Look, I’m not gonna lie—the first batch was a disaster. Like, actually tragic. I tried to freehand the lines on basketball cookies with a toothpick and they ended up looking like sad, lumpy oranges having an identity crisis. My daughter looked at them and went “Mom… what are those?” in that tone that only a pre-teen can master. BRUTAL.

But after way too many YouTube videos at 11 PM and three different frosting techniques later, I’ve actually figured out some basketball cookies ideas that look legit without requiring a culinary degree. These are the ones that made the other parents ask if I bought them from a bakery (best compliment ever, by the way), and they’re way easier than they look.

Whether you’re doing basketball cookies for senior night, need basketball cookies birthday ideas, or just want to impress people at the next game day party, I’ve got you. These basketball cookies decorated options range from super simple to “okay this takes some patience but it’s worth it.”

1. Classic Basketball Cookies with Royal Icing (The One That Started It All)

1. Classic Basketball Cookies with Royal Icing (The One That Started It All)

So this is THE basketball cookie. The iconic one. The one you see on Pinterest and think “I could never make that” but actually you totally can.
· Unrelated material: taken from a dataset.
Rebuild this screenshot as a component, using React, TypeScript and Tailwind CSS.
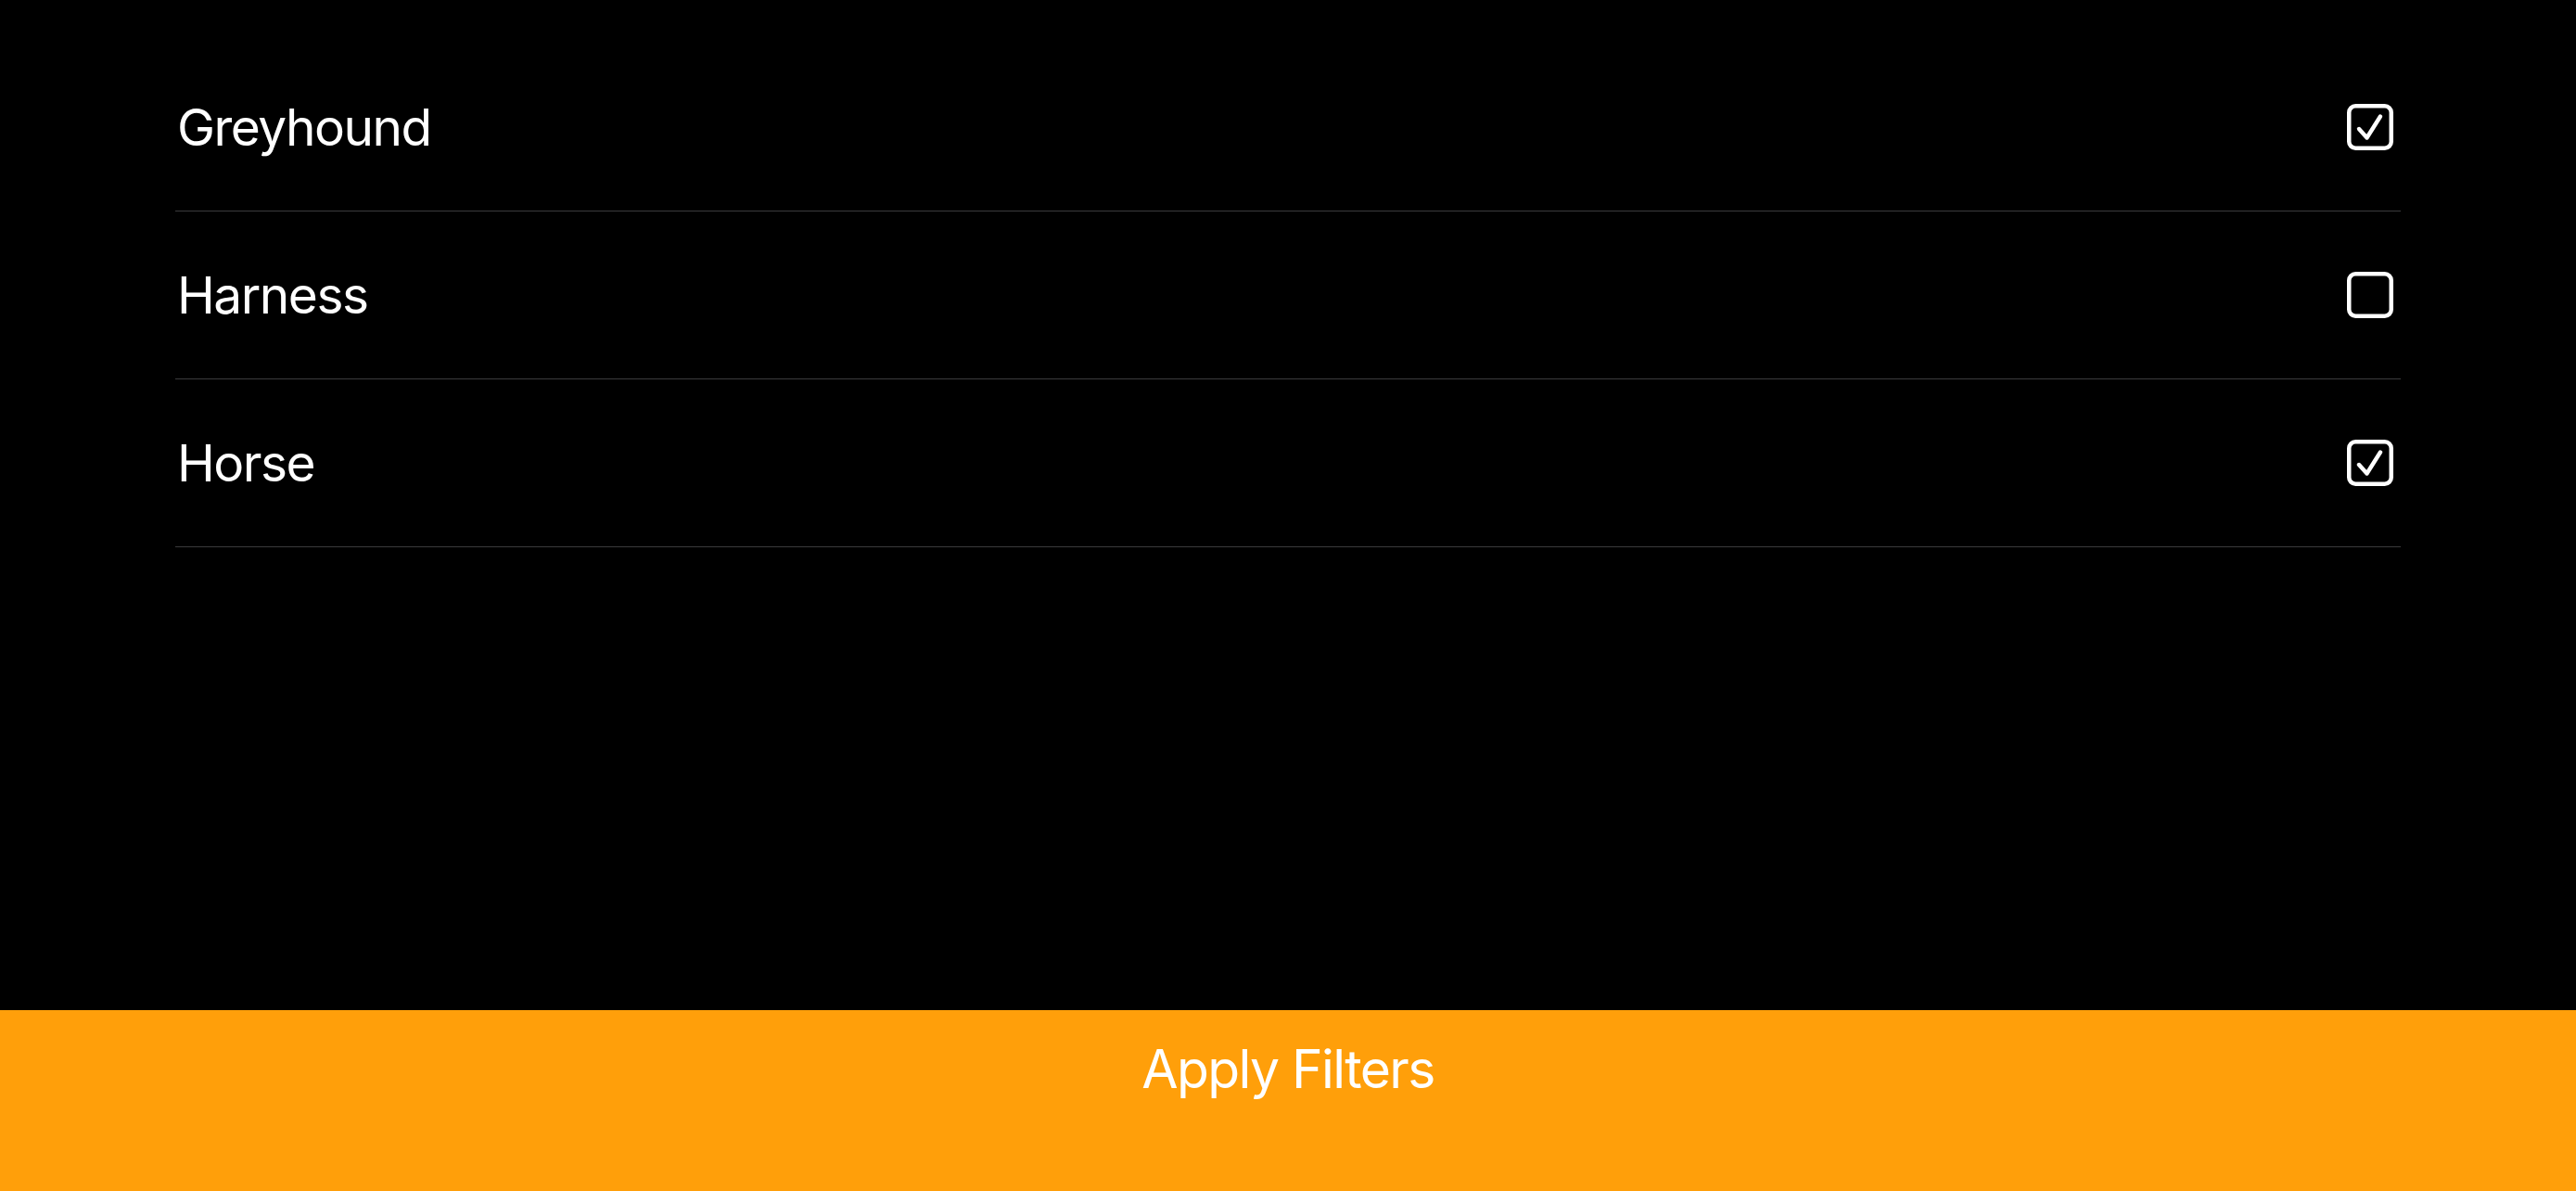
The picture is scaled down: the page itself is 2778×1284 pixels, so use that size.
import React from 'react';

const CheckBox: React.FC<{ checked: boolean }> = ({ checked }) => (
  <svg width="50" height="50" viewBox="0 0 50 50" fill="none" stroke="white" strokeLinecap="round" strokeLinejoin="round">
    <rect x="2.25" y="2.25" width="45.5" height="45.5" rx="7" strokeWidth="4.5" />
    {checked && <path d="M13 27 L21.5 36.5 L36 13.5" strokeWidth="4.4" />}
  </svg>
);

const App: React.FC = () => {
  // Filter options
  const options = [
    { name: 'Greyhound', checked: true },
    { name: 'Harness', checked: false },
    { name: 'Horse', checked: true }
  ];

  return (
    <div className="flex flex-col h-screen w-full bg-black font-['Inter','Noto_Sans',sans-serif] text-white">
      <div className="flex-1 px-[189px] pt-[47px]">
        {options.map((opt) => (
          <div
            key={opt.name}
            className="flex h-[181px] items-center justify-between border-b border-[#3a3a3c] pl-[2px] pr-[8px]"
          >
            <span className="text-[55px] leading-none tracking-[-1.5px]">{opt.name}</span>
            <CheckBox checked={opt.checked} />
          </div>
        ))}
      </div>
      <button className="h-[195px] w-full bg-[#ff9f0a] pb-[68px] pt-0 text-center text-[57px] leading-none tracking-[-1.6px] text-white">
        Apply Filters
      </button>
    </div>
  );
};

export default App;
I’ll be honest—royal icing intimidated me for YEARS. It seemed like something only professional bakers could handle. Then I watched one tutorial, gave it a shot, and realized it’s basically just powdered sugar, meringue powder, and water. That’s it. That’s the magic.

Why This One’s Amazing:

The royal icing dries hard, which means you can stack these cookies, package them up, hand them out to the team, whatever. They travel well. They look professional. And once you nail the orange color (more on that disaster in a second), they’re genuinely stunning. These basketball cookies royal icing versions are perfect for basketball cookies with names or basketball cookies with numbers because the icing creates a smooth, perfect surface for writing.

What You Need:

  • Sugar cookie dough (homemade or store-bought—I use store-bought half the time and I’m not sorry)
  • Circle cookie cutter (3-4 inches works great)
  • Royal icing ingredients:
    • 4 cups powdered sugar
    • 3 tablespoons meringue powder (find it at any craft store or Amazon)
    • 5-6 tablespoons warm water
    • Orange gel food coloring (DO NOT use liquid food coloring unless you want sadness)
    • Black gel food coloring
  • Piping bags or squeeze bottles
  • Toothpicks (for fixing mistakes, and there will be mistakes)

Let’s Make These:

  1. Bake your cookies according to whatever recipe you’re using. Let them cool COMPLETELY. I cannot stress this enough. Put them on a cooling rack and walk away. Go fold laundry. Watch an episode of something. If you try to decorate warm cookies, the icing will slide right off and you’ll be sad.
  2. Make the royal icing. Mix powdered sugar and meringue powder in a stand mixer. Add water slowly while mixing on low speed. You want it thick—like, when you lift the beater, it should hold a peak for about 10 seconds before melting back down. This is “stiff” consistency for outlining.
  3. Divide your icing. Take about 1/4 of it and put it in a separate bowl. This is your outlining icing. The rest is for flooding (filling in the cookie).
  4. Make the flooding consistency. Add water to the bigger portion of icing, like a teaspoon at a time. You want it to flow but not be watery. The test: drizzle some back into the bowl. If the lines disappear within 10-15 seconds, you’re good.
  5. COLOR TIME. Here’s where I messed up originally—I used regular orange food coloring and it looked like Halloween vomit. You need GEL coloring, specifically in “orange” or mix red and yellow gel. Start with less than you think. Mix it in. Add more if needed. The color darkens as it dries, so go a shade lighter than your goal.
  6. Outline your cookies with the thicker icing in a piping bag. Just trace around the edge of each cookie. This creates a dam to hold the flooding icing.
  7. Wait 15 minutes. Seriously. Let the outline dry a bit or everything will blend together in a messy way.
  8. Flood the center with the thinner icing. Use a squeeze bottle or another piping bag with a larger tip. Fill it in, use a toothpick to spread it to the edges and pop any air bubbles.
  9. Let these dry for at least 4-6 hours. I usually do them overnight because I lack patience for waiting.
  10. Now the fun part—the lines! Mix a tiny bit of black royal icing (stiff consistency). Use a piping bag with a small round tip or just a regular piping bag with the tip cut small. Pipe the curved basketball lines. There’s one horizontal line across the middle and two curved lines on either side. Look at a real basketball if you need reference. I definitely did.

Real Talk Tips:

  • Your first one will probably look weird. That’s fine. By cookie number three, you’ll have it down.
  • If you mess up the lines, wet a paper towel and gently wipe it off before it dries. You have about 30 seconds to fix mistakes.
  • These basketball cookies easy version: skip the outlining step and just spread thinned royal icing with a knife. It won’t be as perfectly smooth, but it still looks great.
  • Store these in an airtight container for up to a week. They actually taste better after a day or two when the cookie softens slightly.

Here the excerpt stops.